Yes? Emptiness inside the winter? Yeah. It's not really different. We're all made out of the same stuff. And we're all made out of solidity, fluidity, digestion and transformation, and space. Yeah, so it's not different. I'll be with you in a minute. And those elements aren't just like dead elements. They're properties of living and breathing that can be brought to consciousness by settling, the process of settling with a sense of compassionate concern.

[42:02]

we unite with how things more really are, truly are. And that's the emptiness of winter. The emptiness of winter is that it shatters our notions of usual life. And we can try to be with that truth in overly intense ways that end up hurting us and not helping us. or we can learn skills that have been developed for over 2,500 years by people who have woken up to, you know, we have a choice here. So I think, you know, the way I feel about it is get help now. So teachings are really helpful. Teachers and teachings are really helpful. And so that's how. One more. I realized, oh, there's confusion and disorder in my belongings.

[43:17]

And that isn't what I saw, really. What I saw was opportunities to make it nice. And so I went home and I found myself cleaning and doing all these things with an energy and a creativity that I hadn't known, even if I would say so.
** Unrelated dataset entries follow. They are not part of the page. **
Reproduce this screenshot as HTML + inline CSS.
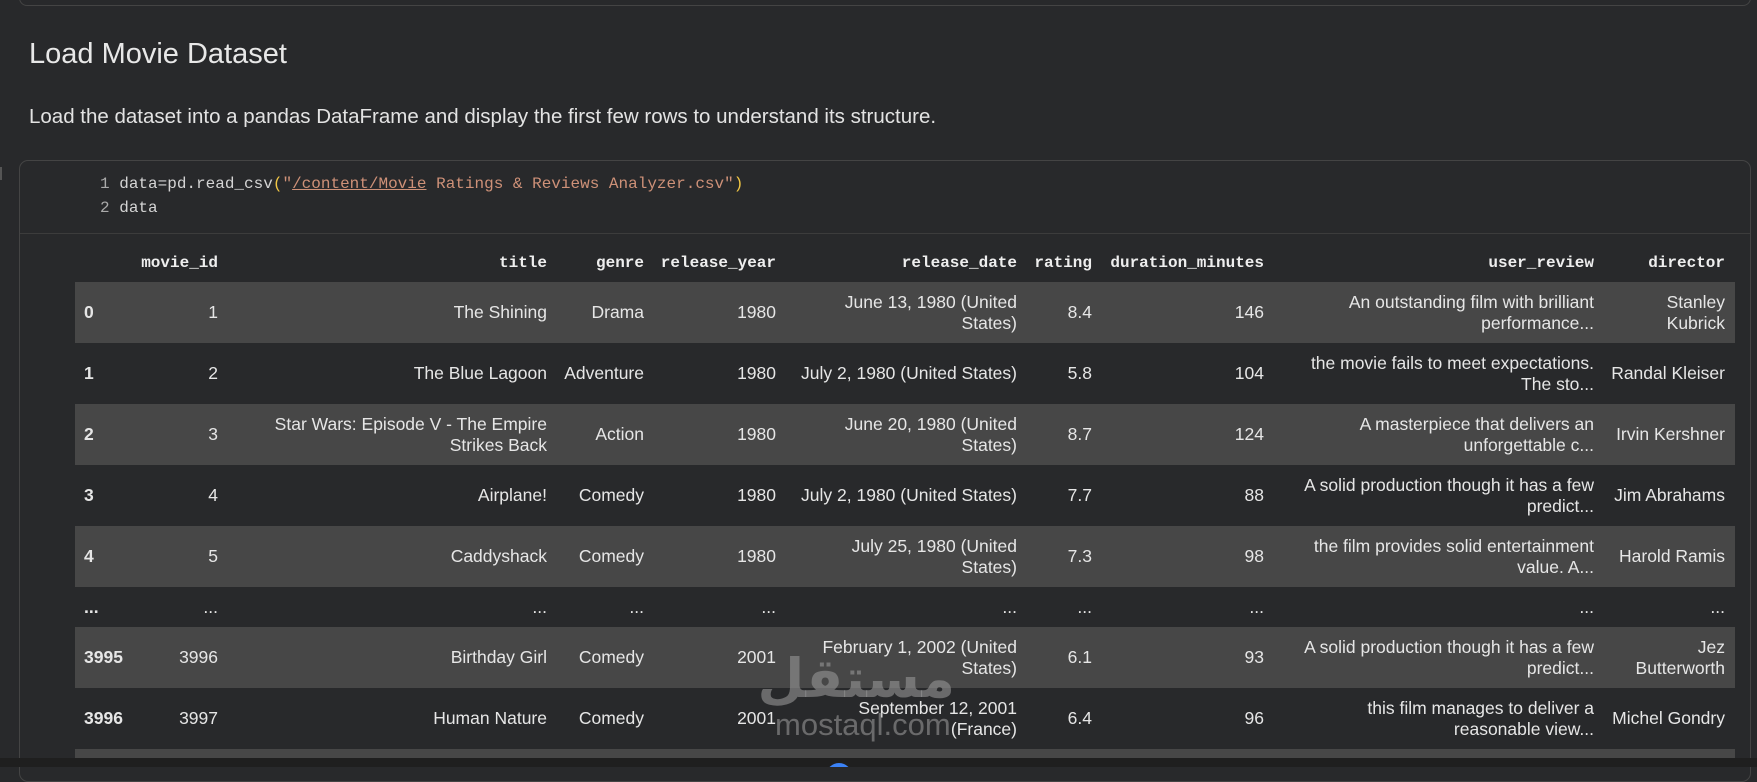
<!DOCTYPE html>
<html><head><meta charset="utf-8"><style>
body{margin:0;width:1757px;height:767px;background:#28292b;overflow:hidden;position:relative;font-family:"Liberation Sans",sans-serif;color:#e3e3e3}
.topbox{position:absolute;left:19px;top:-20px;width:1730px;height:24px;border:1px solid #444;border-radius:8px}
h1{position:absolute;left:29px;top:38px;margin:0;font-weight:400;font-size:29px;color:#e8e8e8}
p{position:absolute;left:29px;top:105px;margin:0;font-size:20.5px;color:#e3e3e3}
.cell{position:absolute;left:19px;top:160px;width:1730px;height:620px;border:1px solid #444;border-radius:9px}
.mark{position:absolute;left:0;top:167px;width:2px;height:13px;background:#555}
.code{position:absolute;left:100px;top:172px;font-family:"Liberation Mono",monospace;font-size:16px;line-height:24px;color:#d4d4d4;white-space:pre}
.ln{color:#aaa}
.s{color:#ce9178}.y{color:#f2c744}
.sep{position:absolute;left:20px;top:233px;width:1730px;height:1px;background:#3c3c3c}
.clip{position:absolute;left:0;top:0;width:1757px;height:758px;overflow:hidden}
table{position:absolute;left:75px;top:244px;border-collapse:collapse;table-layout:fixed;width:1660px;font-size:17.5px}
th{font-family:"Liberation Mono",monospace;font-weight:700;font-size:16px;text-align:right;height:38px;padding:0;color:#eee}
td{text-align:right;padding:0;height:61px;line-height:21px;color:#e6e6e6}
tr.g td{background:#474747}
tr.e td{height:40px}
td:first-child{text-align:left;padding-left:9px;font-weight:700}
td.t{padding-left:56px}td.d{padding-left:21px}td.u{padding-left:38px}td.r{padding-left:13px}
.bot{position:absolute;left:0;top:758px;width:1757px;height:9px;background:#1f1f1f;overflow:hidden}
.dot{position:absolute;left:826px;top:5px;width:26px;height:26px;border-radius:50%;background:#3b82f6}
.wm{position:absolute;left:775px;top:648px;color:rgba(150,150,150,.6);font-family:"DejaVu Sans",sans-serif;font-weight:700}
</style></head><body>
<div class="topbox"></div>
<h1>Load Movie Dataset</h1>
<p>Load the dataset into a pandas DataFrame and display the first few rows to understand its structure.</p>
<div class="mark"></div>
<div class="cell"></div>
<div class="code"><span class="ln">1</span> data=pd.read_csv<span class="y">(</span><span class="s">"<u>/content/Movie</u> Ratings &amp; Reviews Analyzer.csv"</span><span class="y">)</span>
<span class="ln">2</span> data</div>
<div class="sep"></div>
<div class="clip">
<table>
<colgroup><col style="width:55px"><col style="width:88px"><col style="width:329px"><col style="width:97px"><col style="width:132px"><col style="width:241px"><col style="width:75px"><col style="width:172px"><col style="width:330px"><col style="width:131px"><col style="width:10px"></colgroup>
<tr><th></th><th>movie_id</th><th>title</th><th>genre</th><th>release_year</th><th>release_date</th><th>rating</th><th>duration_minutes</th><th>user_review</th><th>director</th><th></th></tr>
<tr class="g"><td>0</td><td>1</td><td class="t">The Shining</td><td>Drama</td><td>1980</td><td class="d">June 13, 1980 (United States)</td><td>8.4</td><td>146</td><td class="u">An outstanding film with brilliant performance...</td><td class="r">Stanley Kubrick</td><td></td></tr>
<tr><td>1</td><td>2</td><td class="t">The Blue Lagoon</td><td>Adventure</td><td>1980</td><td class="d">July 2, 1980 (United States)</td><td>5.8</td><td>104</td><td class="u">the movie fails to meet expectations. The sto...</td><td class="r">Randal Kleiser</td><td></td></tr>
<tr class="g"><td>2</td><td>3</td><td class="t">Star Wars: Episode V - The Empire Strikes Back</td><td>Action</td><td>1980</td><td class="d">June 20, 1980 (United States)</td><td>8.7</td><td>124</td><td class="u">A masterpiece that delivers an unforgettable c...</td><td class="r">Irvin Kershner</td><td></td></tr>
<tr><td>3</td><td>4</td><td class="t">Airplane!</td><td>Comedy</td><td>1980</td><td class="d">July 2, 1980 (United States)</td><td>7.7</td><td>88</td><td class="u">A solid production though it has a few predict...</td><td class="r">Jim Abrahams</td><td></td></tr>
<tr class="g"><td>4</td><td>5</td><td class="t">Caddyshack</td><td>Comedy</td><td>1980</td><td class="d">July 25, 1980 (United States)</td><td>7.3</td><td>98</td><td class="u">the film provides solid entertainment value. A...</td><td class="r">Harold Ramis</td><td></td></tr>
<tr class="e"><td>...</td><td>...</td><td>...</td><td>...</td><td>...</td><td>...</td><td>...</td><td>...</td><td>...</td><td>...</td><td></td></tr>
<tr class="g"><td>3995</td><td>3996</td><td class="t">Birthday Girl</td><td>Comedy</td><td>2001</td><td class="d">February 1, 2002 (United States)</td><td>6.1</td><td>93</td><td class="u">A solid production though it has a few predict...</td><td class="r">Jez Butterworth</td><td></td></tr>
<tr><td>3996</td><td>3997</td><td class="t">Human Nature</td><td>Comedy</td><td>2001</td><td class="d">September 12, 2001 (France)</td><td>6.4</td><td>96</td><td class="u">this film manages to deliver a reasonable view...</td><td class="r">Michel Gondry</td><td></td></tr>
<tr class="g"><td></td><td></td><td></td><td></td><td></td><td></td><td></td><td></td><td></td><td></td><td></td></tr>
</table>
</div>
<div class="wm"><div style="font-size:54px;line-height:62px;direction:rtl;text-align:center;width:180px">مستقل</div><div style="font-size:31px;font-family:'Liberation Sans',sans-serif;line-height:30px;font-weight:400">mostaql.com</div></div>
<div class="bot"><div class="dot"></div></div>
</body></html>
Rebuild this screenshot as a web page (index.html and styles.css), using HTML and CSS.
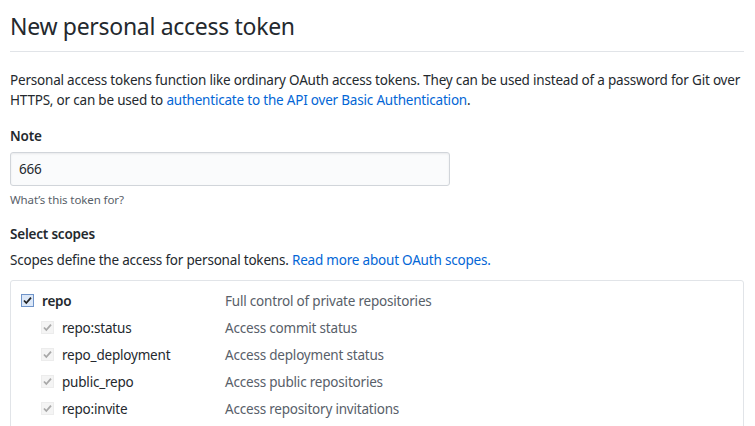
FILE: index.html
```html
<!DOCTYPE html>
<html>
<head>
<meta charset="utf-8">
<link rel="stylesheet" href="styles.css">
</head>
<body>
<div class="page">
  <div class="subhead"><h2 class="subhead-heading">New personal access token</h2></div>
  <p class="intro">Personal access tokens function like ordinary OAuth access tokens. They can be used instead of a password for Git over HTTPS, or can be used to <a href="#">authenticate to the API over Basic Authentication</a>.</p>
  <div class="form-group">
    <label class="label">Note</label>
    <div class="input">666</div>
    <p class="note">What’s this token for?</p>
  </div>
  <div class="form-group scopes-group">
    <label class="label">Select scopes</label>
    <p class="scopes-desc">Scopes define the access for personal tokens. <a href="#">Read more about OAuth scopes.</a></p>
    <div class="scopes-box">
      <div class="scope-row parent">
        <span class="check">
          <svg width="13" height="13" viewBox="0 0 13 13"><rect x="0.5" y="0.5" width="12" height="12" fill="#dce8f8" stroke="#6f94c9"/><path d="M3 6.5 L5.3 9 L10 3.6" fill="none" stroke="#222" stroke-width="1.8"/></svg>
        </span>
        <span class="scope-name bold">repo</span>
        <span class="scope-desc">Full control of private repositories</span>
      </div>
      <div class="scope-row child">
        <span class="check"><svg width="13" height="13" viewBox="0 0 13 13"><rect x="0.5" y="0.5" width="12" height="12" fill="#f4f4f4" stroke="#ececec"/><path d="M3 6.5 L5.3 9 L10 3.6" fill="none" stroke="#a8a8a8" stroke-width="1.8"/></svg></span>
        <span class="scope-name">repo:status</span>
        <span class="scope-desc">Access commit status</span>
      </div>
      <div class="scope-row child">
        <span class="check"><svg width="13" height="13" viewBox="0 0 13 13"><rect x="0.5" y="0.5" width="12" height="12" fill="#f4f4f4" stroke="#ececec"/><path d="M3 6.5 L5.3 9 L10 3.6" fill="none" stroke="#a8a8a8" stroke-width="1.8"/></svg></span>
        <span class="scope-name">repo_deployment</span>
        <span class="scope-desc">Access deployment status</span>
      </div>
      <div class="scope-row child">
        <span class="check"><svg width="13" height="13" viewBox="0 0 13 13"><rect x="0.5" y="0.5" width="12" height="12" fill="#f4f4f4" stroke="#ececec"/><path d="M3 6.5 L5.3 9 L10 3.6" fill="none" stroke="#a8a8a8" stroke-width="1.8"/></svg></span>
        <span class="scope-name">public_repo</span>
        <span class="scope-desc">Access public repositories</span>
      </div>
      <div class="scope-row child">
        <span class="check"><svg width="13" height="13" viewBox="0 0 13 13"><rect x="0.5" y="0.5" width="12" height="12" fill="#f4f4f4" stroke="#ececec"/><path d="M3 6.5 L5.3 9 L10 3.6" fill="none" stroke="#a8a8a8" stroke-width="1.8"/></svg></span>
        <span class="scope-name">repo:invite</span>
        <span class="scope-desc">Access repository invitations</span>
      </div>
    </div>
  </div>
</div>
</body>
</html>
```

FILE: styles.css
```css
html, body { margin: 0; padding: 0; background: #fff; }
body {
  font-family: "Noto Sans", "Open Sans", sans-serif;
  font-size: 13.5px;
  letter-spacing: -0.2px;
  line-height: 20px;
  color: #24292e;
  overflow: hidden;
}
a { color: #0366d6; text-decoration: none; }
.page { padding: 0 11px 0 10px; }
.subhead {
  padding-top: 9px;
  padding-bottom: 8px;
  border-bottom: 1px solid #e1e4e8;
  margin-bottom: 18px;
}
.subhead-heading { margin: 0; font-size: 23px; letter-spacing: -0.3px; font-weight: 400; line-height: 34px; }
.intro { margin: 0 0 16px; }
.form-group { margin: 0 0 15px; }
.label { display: block; font-weight: 600; margin-bottom: 6px; }
.input {
  width: 440px;
  box-sizing: border-box;
  height: 34px;
  padding: 6px 8px;
  line-height: 20px;
  background: #fafbfc;
  border: 1px solid #d1d5da;
  border-radius: 3px;
  box-shadow: inset 0 1px 2px rgba(27,31,35,.075);
}
.note { margin: 5px 0 0; font-size: 11.5px; line-height: 18px; letter-spacing: -0.1px; color: #586069; }
.scopes-desc { margin: 1px 0 10px; }
.scopes-box {
  border: 1px solid #e1e4e8;
  border-radius: 3px;
  padding: 6px 10px;
  height: 200px;
}
.scope-row { display: flex; align-items: center; height: 27px; }
.check { display: flex; width: 13px; height: 13px; margin-right: 8px; }
.child { padding-left: 20px; }
.scope-name { width: 183px; }
.child .scope-name { width: 163px; }
.bold { font-weight: 600; }
.scope-desc { color: #586069; }
```
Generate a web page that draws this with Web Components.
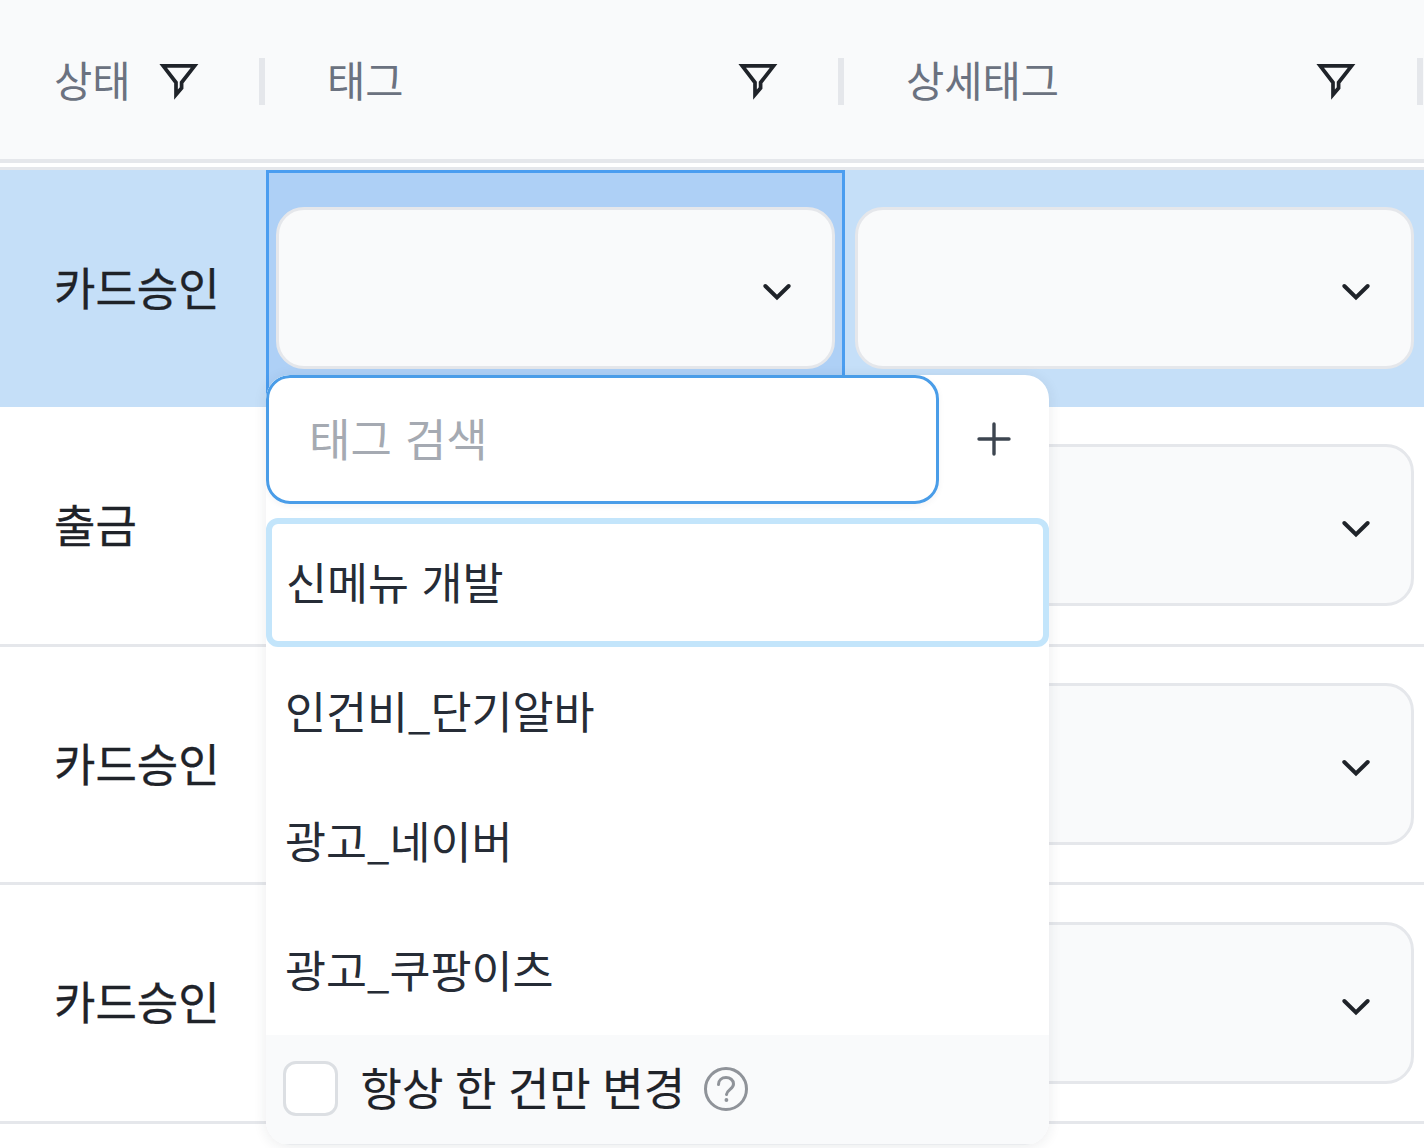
<!DOCTYPE html>
<html lang="ko"><head><meta charset="utf-8"><title>거래 내역</title>
<style>
html,body{margin:0;padding:0;background:#fff;height:1148px;overflow:hidden}
body{font-family:"Noto Sans CJK KR","Noto Sans",sans-serif;color:#1f2329}
.us{font-size:40px}
</style></head><body>
<ledger-table>
  <ledger-head>
    <head-cell wide="266" first>상태</head-cell>
    <head-cell wide="579">태그</head-cell>
    <head-cell wide="579" last>상세태그</head-cell>
  </ledger-head>
  <ledger-row h="237" label="카드승인" selected></ledger-row>
  <ledger-row h="240" label="출금" border></ledger-row>
  <ledger-row h="238" label="카드승인" border></ledger-row>
  <ledger-row h="239" label="카드승인" border></ledger-row>
  <tag-dropdown>
    <tag-option focused>신메뉴 개발</tag-option>
    <tag-option>인건비<span class="us">_</span>단기알바</tag-option>
    <tag-option>광고<span class="us">_</span>네이버</tag-option>
    <tag-option>광고<span class="us">_</span>쿠팡이츠</tag-option>
  </tag-dropdown>
</ledger-table>
<script>
const def=(name,css,html,init)=>{
  customElements.define(name,class extends HTMLElement{
    constructor(){super();this.attachShadow({mode:'open'});}
    connectedCallback(){
      this.shadowRoot.innerHTML='<style>'+css+'</style>'+(typeof html==='function'?html(this):html);
      init&&init(this);
    }
  });
};
def('filter-icon',':host{display:block;width:42px;height:42px;flex:none}svg{display:block}',
 `<svg width="42" height="42" viewBox="0 0 42 42" fill="none" stroke="#1f2329" stroke-width="3.7" stroke-linejoin="miter" stroke-miterlimit="10"><path d="M5.2 4.9H36.6L23.6 21.5V27L18 33.6V21.5Z"/></svg>`);
def('chevron-icon',':host{display:block;width:30px;height:18px;flex:none}svg{display:block}',
 `<svg width="30" height="18" viewBox="0 0 30 18" fill="none" stroke="#1f2329" stroke-width="4" stroke-linecap="round" stroke-linejoin="miter"><path d="M3.3 3L15 14.5L26.7 3"/></svg>`);
def('plus-icon',':host{display:block;width:34px;height:34px;flex:none}svg{display:block}',
 `<svg width="34" height="34" viewBox="0 0 34 34" fill="none" stroke="#3d4550" stroke-width="3.4" stroke-linecap="round"><path d="M17 2V32M2 17H32"/></svg>`);
def('help-icon',':host{display:block;width:46px;height:46px;flex:none}svg{display:block}',
 `<svg width="46" height="46" viewBox="0 0 46 46" fill="none" stroke="#8f9399" stroke-width="3"><circle cx="23" cy="23" r="20.5"/><path d="M15.5 18.5C15.5 14 19 11.5 23 11.5C27 11.5 30.5 14 30.5 18C30.5 23 24 23.5 23.5 28.5" stroke-linecap="round"/><circle cx="23.4" cy="34" r="1.9" fill="#8f9399" stroke="none"/></svg>`);
def('tag-select',`:host{display:flex;box-sizing:border-box;height:162px;flex:1;align-items:center;justify-content:flex-end;padding-right:40px;
  background:#f9fafb;border:3px solid #e5e7eb;border-radius:28px;position:relative;top:-.5px}
  chevron-icon{margin-top:8px}`,'<chevron-icon></chevron-icon>');
def('head-cell',`:host{display:flex;box-sizing:border-box;align-items:center;height:159px;position:relative;flex:none;font-size:41.6px;color:#6b7280;padding:0 66px 0 61px}
  :host([first]){padding-left:54px}
  :host([last]){padding-right:67px}
  .t{flex:1;line-height:48px;white-space:nowrap;position:relative;top:-1px}
  filter-icon{margin-top:5px}
  .d{position:absolute;right:1px;top:58px;width:6px;height:47px;background:#e5e7eb}`,
  `<span class="t"><slot></slot></span><filter-icon></filter-icon><span class="d"></span>`,
  el=>{el.style.width=el.getAttribute('wide')+'px'});
def('ledger-head',`:host{display:block;border-bottom:3px solid #e5e7eb;padding-bottom:4px}
  .bar{display:flex;box-sizing:border-box;height:163px;background:#f9fafb;border-bottom:4px solid #e5e7eb}`,'<div class="bar"><slot></slot></div>');
def('ledger-row',`:host{display:grid;grid-template-columns:266px 579px 579px;box-sizing:border-box;background:#fff}
  :host([border]){border-bottom:3px solid #e5e7eb}
  :host([selected]){background:#c5dff8;border-top:0}
  .label{display:flex;align-items:center;padding-left:54px;font-size:45px;line-height:56px;color:#1f2329;white-space:nowrap;-webkit-text-stroke:.3px #1f2329}
  .label span{position:relative;top:-2px}
  .cell{display:flex;align-items:center;padding:0 10px;box-sizing:border-box;min-width:0}
  .cell.detail{padding-right:10.5px}
  .cell.active{background:#aed0f6;box-shadow:inset 0 0 0 3px #4a9df0}`,
  el=>`<div class="label"><span>${el.getAttribute('label')}</span></div>
    <div class="cell ${el.hasAttribute('selected')?'active':''}"><tag-select></tag-select></div>
    <div class="cell detail"><tag-select></tag-select></div>`,
  el=>{el.style.height=el.getAttribute('h')+'px'});
def('ledger-table',`:host{display:block;position:relative;width:1424px;height:1148px;overflow:hidden}`,`<slot></slot>`);
def('tag-option',`:host{display:flex;box-sizing:border-box;height:129.25px;align-items:center;padding-left:19px;font-size:44.6px;color:#262c36;border-radius:12px;white-space:nowrap}
  :host([focused]){border:6px solid #c3e5fb;padding-left:14px}
  span{position:relative;top:-2px}`,'<span><slot></slot></span>');
def('tag-dropdown',`:host{display:flex;flex-direction:column;position:absolute;left:266px;top:375px;width:783px;height:770px;box-sizing:border-box;background:#fff;border-radius:24px;box-shadow:0 2px 14px rgba(31,41,55,.09);overflow:hidden}
  .top{display:flex;align-items:center;height:128.5px;flex:none}
  .input{box-sizing:border-box;width:673px;height:128.5px;flex:none;border:3px solid #4a9de8;border-radius:24px;display:flex;align-items:center;padding-left:40px;font-size:45px;color:#a5aab2;word-spacing:.5px;white-space:nowrap;box-shadow:0 2px 6px rgba(31,41,55,.05)}
  .input span{position:relative;top:-2px}
  .plus{flex:1;display:flex;justify-content:center;align-items:center}
  .list{margin-top:14.5px;flex:none}
  .foot{flex:1;display:flex;align-items:center;background:#f9fafb;border-bottom:1px solid #e9ebee;padding-left:16.5px;font-size:45px;color:#1f2329;word-spacing:-1px;white-space:nowrap}
  .box{box-sizing:border-box;width:55px;height:55px;flex:none;background:#fff;border:3px solid #dcdfe3;border-radius:13px;margin-right:23px;margin-top:-2px}
  .lbl{position:relative;top:-3px;-webkit-text-stroke:.2px #1f2329}
  help-icon{margin-left:17.5px;margin-top:-2px}`,
  `<div class="top"><div class="input"><span>태그 검색</span></div><div class="plus"><plus-icon></plus-icon></div></div>
   <div class="list"><slot></slot></div>
   <div class="foot"><span class="box"></span><span class="lbl">항상 한 건만 변경</span><help-icon></help-icon></div>`);
</script>
</body></html>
And my house changed. And it was plum blossom after plum blossom. You know, one sock, one book, everything going to its right place, or whatever it was. The sock and book can be plum blossoms, but also the energy of you is the energy of plum blossoms. The energy of us is the energy to burst forth into seeing, hearing, smelling, tasting, touching, and being. So yeah, thank you so much for your attention. And Russ, if you could hold on to that for a second, that would be good. Catch up with me later. Okay. Yeah. Thank you, Sojin. Thank you, Liz, making this possible.

[44:21]

And thank you, everybody, for listening, and let's rock. the day, okay?